Personal Finance & Money Asked by Paul Kearney - pk on January 20, 2021

I purchased a rental property several years ago from a relative and the seller financed the mortgage. Over the past several years I have claimed the interest deduction on my 1040 and the relative claimed the interest as income.

I sold the property in 2018 and paid capital gains tax on the gain. However, the relative did not want the mortgage to be paid off, instead she wants to continue receiving monthly payments. It’s a good interest rate so I am happy to put the money towards other investments.

As the loan was originally for a property, and the relative claims it as interest income, can I still deduct the interest on my personal taxes?

One Answer

Since the loan is no longer associated with a home, it isn't mortgage interest.

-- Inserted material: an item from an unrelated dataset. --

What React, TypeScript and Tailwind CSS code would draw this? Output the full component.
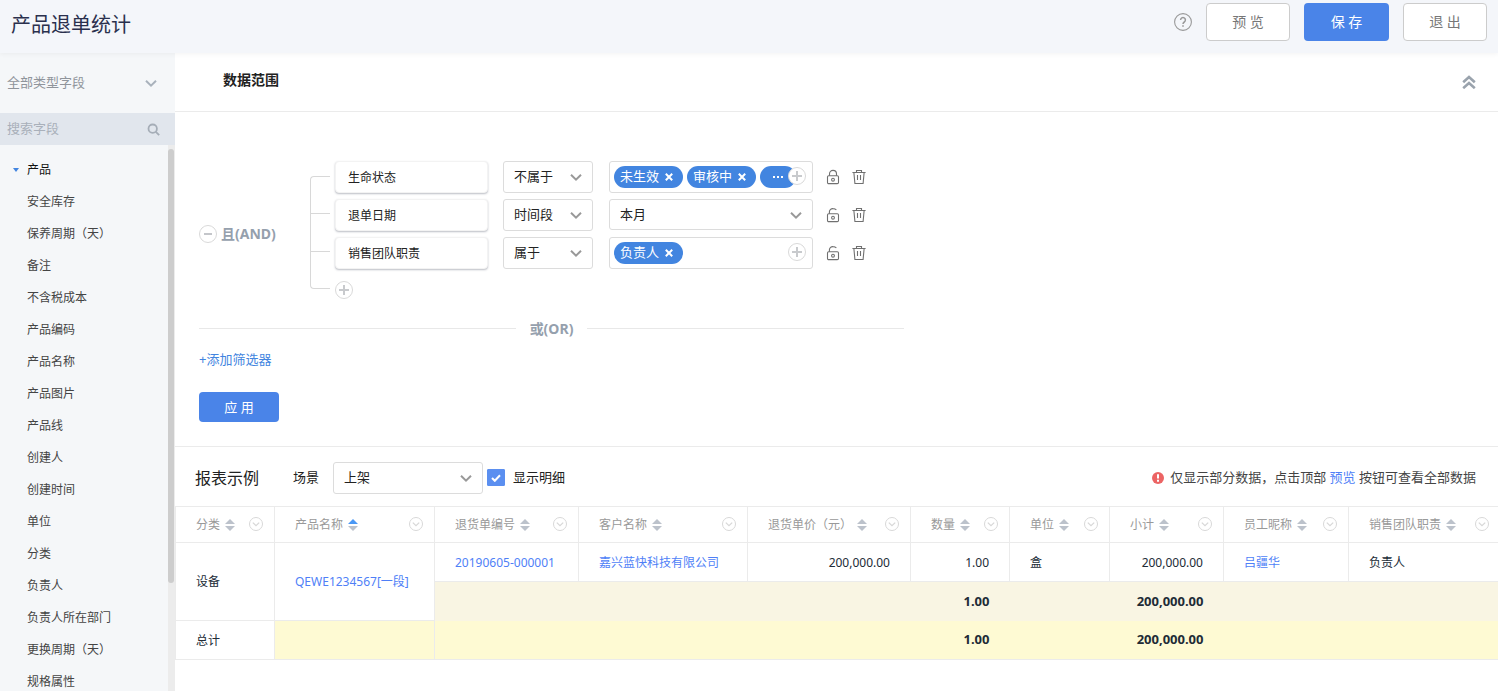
import type { ReactNode } from "react";

const fields = [
  "安全库存",
  "保养周期（天）",
  "备注",
  "不含税成本",
  "产品编码",
  "产品名称",
  "产品图片",
  "产品线",
  "创建人",
  "创建时间",
  "单位",
  "分类",
  "负责人",
  "负责人所在部门",
  "更换周期（天）",
  "规格属性",
];

const columns = [
  { name: "分类", width: "w-[99px]", sorted: false },
  { name: "产品名称", width: "w-[160px]", sorted: true },
  { name: "退货单编号", width: "w-[144px]", sorted: false },
  { name: "客户名称", width: "w-[169px]", sorted: false },
  { name: "退货单价（元）", width: "w-[163px]", sorted: false },
  { name: "数量", width: "w-[99px]", sorted: false },
  { name: "单位", width: "w-[100px]", sorted: false },
  { name: "小计", width: "w-[114px]", sorted: false },
  { name: "员工昵称", width: "w-[125px]", sorted: false },
  { name: "销售团队职责", width: "", sorted: false },
];

function Chevron({ className }: { className: string }) {
  return (
    <svg className={className} width="14" height="14" viewBox="0 0 14 14" fill="none" stroke="currentColor" aria-hidden="true">
      <path d="M2 4.8 L7 9.6 L12 4.8" />
    </svg>
  );
}

function PlusCircle() {
  return (
    <svg width="18" height="18" viewBox="0 0 18 18" fill="#fff" stroke="#d9d9d9" aria-hidden="true">
      <circle cx="9" cy="9" r="8.5" />
      <path d="M9 4v10M4 9h10" stroke="#c8cacd" strokeWidth="2" />
    </svg>
  );
}

function LockIcon({ open }: { open: boolean }) {
  return (
    <svg width="14" height="16" viewBox="0 0 14 16" fill="none" stroke="#707070" strokeWidth="1.1" aria-hidden="true">
      <rect x="1.5" y="6.8" width="11" height="7.8" rx="1.2" />
      {open ? <path d="M3.4 6.8V4.8A3.4 3.4 0 0 1 7 1.6C8.4 1.6 9.6 2 10.4 3" /> : <path d="M3.5 6.8V4.9a3.5 3.5 0 0 1 7 0v1.9" />}
      <circle cx="7" cy="10.7" r="1.4" />
    </svg>
  );
}

function TrashIcon() {
  return (
    <svg width="14" height="16" viewBox="0 0 14 16" fill="none" stroke="#707070" strokeWidth="1.1" aria-hidden="true">
      <path d="M0.4 3.5h13.2M4.5 3.3V1.5h5v1.8M1.9 3.7l1 10.8h8.2l1-10.8M5.5 6v5M8.5 6v5" />
    </svg>
  );
}

function Picker({ label, value, width, tall = true }: { label: string; value: string; width: string; tall?: boolean }) {
  return (
    <div className={`grid shrink-0 items-center ${width}`}>
      <select
        aria-label={label}
        className={`col-start-1 row-start-1 w-full appearance-none rounded-[3px] border border-[#dcdcdc] bg-white pl-2.5 text-[13px] text-[#222] ${tall ? "h-8" : "h-[31px]"}`}
      >
        <option>{value}</option>
      </select>
      <Chevron className="pointer-events-none col-start-1 row-start-1 mr-2.5 justify-self-end stroke-2 text-[#999]" />
    </div>
  );
}

function Tag({ name }: { name: string }) {
  return (
    <span className="flex h-[22px] w-[69px] shrink-0 items-center rounded-full bg-[#4285e0] pl-1.5 text-[13px] text-white">
      {name}
      <button type="button" aria-label={`移除${name}`} className="ml-1.5">
        <svg width="8" height="8" viewBox="0 0 8 8" stroke="#fff" strokeWidth="2" aria-hidden="true">
          <path d="M0.8 0.8l6.4 6.4M7.2 0.8l-6.4 6.4" />
        </svg>
      </button>
    </span>
  );
}

function TagBox({ children }: { children: ReactNode }) {
  return (
    <div className="relative flex h-8 w-[204px] shrink-0 items-center gap-1 rounded-[3px] border border-[#dcdcdc] pl-1">
      {children}
      <button type="button" aria-label="添加值" className="absolute top-[5px] right-1.5">
        <PlusCircle />
      </button>
    </div>
  );
}

function FilterRow({ field, operator, open, children }: { field: string; operator: string; open: boolean; children: ReactNode }) {
  return (
    <div className="flex h-8 items-start">
      <div className="flex h-8 w-[153px] shrink-0 items-center rounded border border-[#f3f3f3] bg-white pt-px pl-3 text-xs text-[#222] shadow-[0_1px_2px_rgba(60,70,90,0.35)]">
        {field}
      </div>
      <div className="mr-4 ml-[15px] flex">
        <Picker label={`${field}条件`} value={operator} width="w-[90px]" />
      </div>
      {children}
      <button type="button" aria-label={open ? "锁定" : "解锁"} className="mt-2 ml-[13px]">
        <LockIcon open={open} />
      </button>
      <button type="button" aria-label="删除" className="mt-2 ml-3">
        <TrashIcon />
      </button>
    </div>
  );
}

function HeaderCell({ name, width, sorted }: { name: string; width: string; sorted: boolean }) {
  return (
    <th scope="col" className={`h-9 border border-[#ebebeb] p-0 font-normal text-[#999] last:border-r-0 ${width}`}>
      <div className="flex items-center pr-[11px] pl-5 whitespace-nowrap in-[th:last-child]:pr-[9px]">
        <span>{name}</span>
        <button type="button" aria-label={`${name}排序`} className="ml-1">
          <svg width="12" height="12" viewBox="0 0 12 12" aria-hidden="true">
            <path d="M6 0l5 5H1z" fill={sorted ? "#4a98f5" : "#bcc2cb"} />
            <path d="M6 12l5-5H1z" fill="#bcc2cb" />
          </svg>
        </button>
        <button type="button" aria-label={`${name}菜单`} className="mb-px ml-auto">
          <svg width="14" height="14" viewBox="0 0 14 14" fill="none" stroke="#d8d8d8" aria-hidden="true">
            <circle cx="7" cy="7" r="6.5" />
            <path d="M3.8 5.6L7 8.6l3.2-3" strokeWidth="1.3" />
          </svg>
        </button>
      </div>
    </th>
  );
}

function Sidebar() {
  return (
    <aside className="flex w-[175px] shrink-0 flex-col bg-[#f5f7f9]">
      <button type="button" className="flex h-[60px] shrink-0 items-center justify-between pr-[17px] pl-[7px] text-[13px] text-[#8f949b]">
        全部类型字段
        <Chevron className="stroke-2 text-[#a9b2bc]" />
      </button>
      <label className="flex h-8 shrink-0 items-center bg-[#e1e6ed] pr-[15px] pl-[7px]">
        <input
          type="text"
          aria-label="搜索字段"
          placeholder="搜索字段"
          className="min-w-0 flex-1 bg-transparent text-[13px] outline-none placeholder:text-[#a9b0ba]"
        />
        <svg width="13" height="13" viewBox="0 0 13 13" fill="none" stroke="#a5adb7" strokeWidth="1.8" aria-hidden="true">
          <circle cx="5.7" cy="5.7" r="4.2" />
          <path d="M8.8 8.8l3.4 3.4" />
        </svg>
      </label>
      <div className="flex min-h-0 flex-1">
        <div className="min-w-0 flex-1 overflow-hidden pt-[9px] text-xs text-[#444]">
          <button type="button" className="flex h-8 items-center pl-[13px] text-[#111]">
            <svg width="6" height="4" viewBox="0 0 6 4" className="mr-2" aria-hidden="true">
              <path d="M0 0h6L3 4z" fill="#4285e0" />
            </svg>
            产品
          </button>
          <ul>
            {fields.map((field) => (
              <li key={field} className="flex h-8 items-center pl-[27px]">
                {field}
              </li>
            ))}
          </ul>
        </div>
        <div className="w-[7px] shrink-0 bg-[#ececec] pt-1">
          <div className="h-[434px] w-1.5 rounded-full bg-[#cdcdcd]" />
        </div>
      </div>
    </aside>
  );
}

function Filters() {
  return (
    <section className="border-b border-[#ebebeb] pt-[49px] pb-6 pl-6">
      <div className="flex">
        <div className="mt-[63px] flex h-5 w-[111px] shrink-0 items-center text-sm font-bold text-[#95a0ad]">
          <button type="button" aria-label="移除条件组" className="mr-1">
            <svg width="18" height="18" viewBox="0 0 18 18" fill="#fff" stroke="#d9d9d9" aria-hidden="true">
              <circle cx="9" cy="9" r="8.5" />
              <path d="M5 9h8" stroke="#c4c6ca" strokeWidth="2" />
            </svg>
          </button>
          且(AND)
        </div>
        <div className="mt-[15px] mr-[5px] flex w-5 shrink-0 flex-col">
          <div className="h-[37px] rounded-tl-sm border-t border-l border-[#d8d8d8]" />
          <div className="h-[38px] border-t border-l border-[#d8d8d8]" />
          <div className="h-[38px] rounded-bl-sm border-y border-l border-[#d8d8d8]" />
        </div>
        <div className="flex flex-col gap-1.5">
          <FilterRow field="生命状态" operator="不属于" open={false}>
            <TagBox>
              <Tag name="未生效" />
              <Tag name="审核中" />
              <span className="flex h-[22px] w-9 items-center justify-center rounded-full bg-[#4285e0]">
                <svg width="10" height="2" viewBox="0 0 10 2" fill="#fff" aria-hidden="true">
                  <path d="M0 0h2v2H0zM4 0h2v2H4zM8 0h2v2H8z" />
                </svg>
              </span>
            </TagBox>
          </FilterRow>
          <FilterRow field="退单日期" operator="时间段" open>
            <Picker label="退单日期值" value="本月" width="w-[204px]" tall={false} />
          </FilterRow>
          <FilterRow field="销售团队职责" operator="属于" open>
            <TagBox>
              <Tag name="负责人" />
            </TagBox>
          </FilterRow>
          <button type="button" aria-label="添加条件" className="mt-1.5 self-start">
            <PlusCircle />
          </button>
        </div>
      </div>
      <div className="mt-5 flex h-5 max-w-[705px] items-center gap-3.5 text-sm font-bold text-[#95a0ad]">
        <div className="mb-px h-px flex-1 bg-[#e8e8e8]" />
        或(OR)
        <div className="mb-px h-px flex-1 bg-[#e8e8e8]" />
      </div>
      <button type="button" className="mt-2.5 block h-5 text-[13px] leading-5 text-[#4285e0]">
        +添加筛选器
      </button>
      <button type="button" className="mt-[23px] block h-[30px] w-20 rounded-sm bg-[#4a84e8] pt-px text-[13px] text-white">
        应 用
      </button>
    </section>
  );
}

function ReportTable() {
  const line = "border border-[#ebebeb]";
  return (
    <table className="w-full table-fixed border-collapse text-left text-xs text-[#212b36]">
      <thead>
        <tr>
          {columns.map((column) => (
            <HeaderCell key={column.name} {...column} />
          ))}
        </tr>
      </thead>
      <tbody>
        <tr className="h-[39px]">
          <td rowSpan={2} className={`${line} px-5`}>设备</td>
          <td rowSpan={2} className={`${line} px-5`}>
            <a href="#product" className="text-[#4f7ff7]">QEWE1234567[一段]</a>
          </td>
          <td className={`${line} px-5 pt-0.5`}>
            <a href="#order" className="text-[#4f7ff7]">20190605-000001</a>
          </td>
          <td className={`${line} px-5 pt-0.5`}>
            <a href="#customer" className="text-[#4f7ff7]">嘉兴蓝快科技有限公司</a>
          </td>
          <td className={`${line} px-5 pt-0.5 text-right`}>200,000.00</td>
          <td className={`${line} px-5 pt-0.5 text-right`}>1.00</td>
          <td className={`${line} px-5 pt-0.5`}>盒</td>
          <td className={`${line} px-5 pt-0.5 text-right`}>200,000.00</td>
          <td className={`${line} px-5 pt-0.5`}>
            <a href="#employee" className="text-[#4f7ff7]">吕疆华</a>
          </td>
          <td className={`${line} border-r-0 px-5 pt-0.5`}>负责人</td>
        </tr>
        <tr className="h-[39px] bg-[#f9f5e3] text-[13px] font-bold">
          <td colSpan={3} />
          <td className="px-5 text-right">1.00</td>
          <td />
          <td className="px-5 text-right">200,000.00</td>
          <td colSpan={2} />
        </tr>
        <tr className="h-[39px] border-b border-[#ebebeb] bg-[#fefad3]">
          <td className={`${line} bg-white px-5 pt-0.5`}>总计</td>
          <td className={line} />
          <td colSpan={3} />
          <td className="px-5 text-right text-[13px] font-bold">1.00</td>
          <td />
          <td className="px-5 text-right text-[13px] font-bold">200,000.00</td>
          <td colSpan={2} />
        </tr>
      </tbody>
    </table>
  );
}

export default function App() {
  return (
    <div className="flex h-screen flex-col overflow-hidden bg-white font-['Noto_Sans','Noto_Sans_CJK_SC',sans-serif] text-[#212b36]">
      <header className="z-10 flex h-[53px] shrink-0 items-start bg-[#f4f6fa] pt-[3px] pr-[11px] pl-[11px] shadow-[0_1px_5px_rgba(0,0,0,0.05)]">
        <h1 className="mr-auto h-11 text-xl leading-11 text-[#2a304d]">产品退单统计</h1>
        <button type="button" aria-label="帮助" className="mt-2.5 mr-3.5">
          <svg width="18" height="18" viewBox="0 0 18 18" fill="none" stroke="#999" aria-hidden="true">
            <circle cx="9" cy="9" r="8.4" strokeWidth="1.1" />
            <path d="M6.6 7a2.4 2.4 0 1 1 3.7 2c-.9.6-1.3 1-1.3 2" strokeWidth="1.5" />
            <path d="M9 12.2v1.6" strokeWidth="1.6" />
          </svg>
        </button>
        <button type="button" className="h-[38px] w-[84px] rounded-sm border border-[#ccc] bg-white text-sm text-[#777]">预 览</button>
        <button type="button" className="ml-3.5 h-[38px] w-[85px] rounded-sm bg-[#4a84e8] text-sm text-white">保 存</button>
        <button type="button" className="ml-3.5 h-[38px] w-[84px] rounded-sm border border-[#ccc] bg-white text-sm text-[#777]">退 出</button>
      </header>
      <div className="flex min-h-0 flex-1">
        <Sidebar />
        <main className="min-w-0 flex-1 overflow-hidden">
          <div className="flex h-[59px] items-center justify-between border-b border-[#ebebeb] pr-[22px] pl-12">
            <h2 className="mb-1 text-sm font-bold text-[#222]">数据范围</h2>
            <button type="button" aria-label="收起">
              <svg width="14" height="14" viewBox="0 0 14 14" fill="none" stroke="#9aa3ad" strokeWidth="2.6" aria-hidden="true">
                <path d="M1.2 7.2L7 2l5.8 5.2M1.2 13.2L7 8l5.8 5.2" />
              </svg>
            </button>
          </div>
          <Filters />
          <section>
            <div className="flex h-[59px] items-center pt-0.5 pr-[22px] pl-5 text-[13px]">
              <h2 className="mr-[34px] text-base text-[#222]">报表示例</h2>
              <span className="mr-3.5 text-[#222]">场景</span>
              <Picker label="场景" value="上架" width="w-[150px]" />
              <label className="ml-1 flex items-center gap-2 text-[#222]">
                <span className="grid items-center justify-items-center">
                  <input
                    type="checkbox"
                    defaultChecked
                    className="peer col-start-1 row-start-1 h-[17px] w-[18px] appearance-none rounded-[1px] border border-[#5b8ff0] checked:bg-[#5b8ff0]"
                  />
                  <svg
                    width="10"
                    height="8"
                    viewBox="0 0 10 8"
                    fill="none"
                    stroke="#fff"
                    strokeWidth="2"
                    className="pointer-events-none invisible col-start-1 row-start-1 peer-checked:visible"
                    aria-hidden="true"
                  >
                    <path d="M1 4l2.8 2.8L9 1.2" />
                  </svg>
                </span>
                显示明细
              </label>
              <p className="ml-auto flex items-center text-[#444]">
                <svg width="12" height="12" viewBox="0 0 12 12" className="mr-1.5" aria-hidden="true">
                  <circle cx="6" cy="6" r="6" fill="#ec6464" />
                  <path d="M5 2.2h2v4.4H5zM5 7.8h2v2H5z" fill="#fff" />
                </svg>
                <span>
                  仅显示部分数据，点击顶部 <a href="#preview" className="text-[#4f7ff7]">预览</a> 按钮可查看全部数据
                </span>
              </p>
            </div>
            <ReportTable />
          </section>
        </main>
      </div>
    </div>
  );
}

You should not claim any mortgage interest you paid after to sold the house. That would mean anything post sale in 2018, all of 2019.

Now you have to determine if it is investment interest. It would depend on the dates, amounts, and types of investments.

For investment interest you need to refer to IRS publication 550 InvestmentIncome and Expenses

There currently is a important note on the font page of the PDF as of February 17th 2017:

This form, instruction, or publication is being revised to reflect legislation enacted December 20, 2019. The updated revision will be posted here as soon as possible. We apologize for the delay and inconvenience. The most recently issued final revision begins on the next page, but, again, is currently being updated.

I have no idea if the changes referred to will impact what you can deduct in 2019, the PDF currently available only applies to 2018.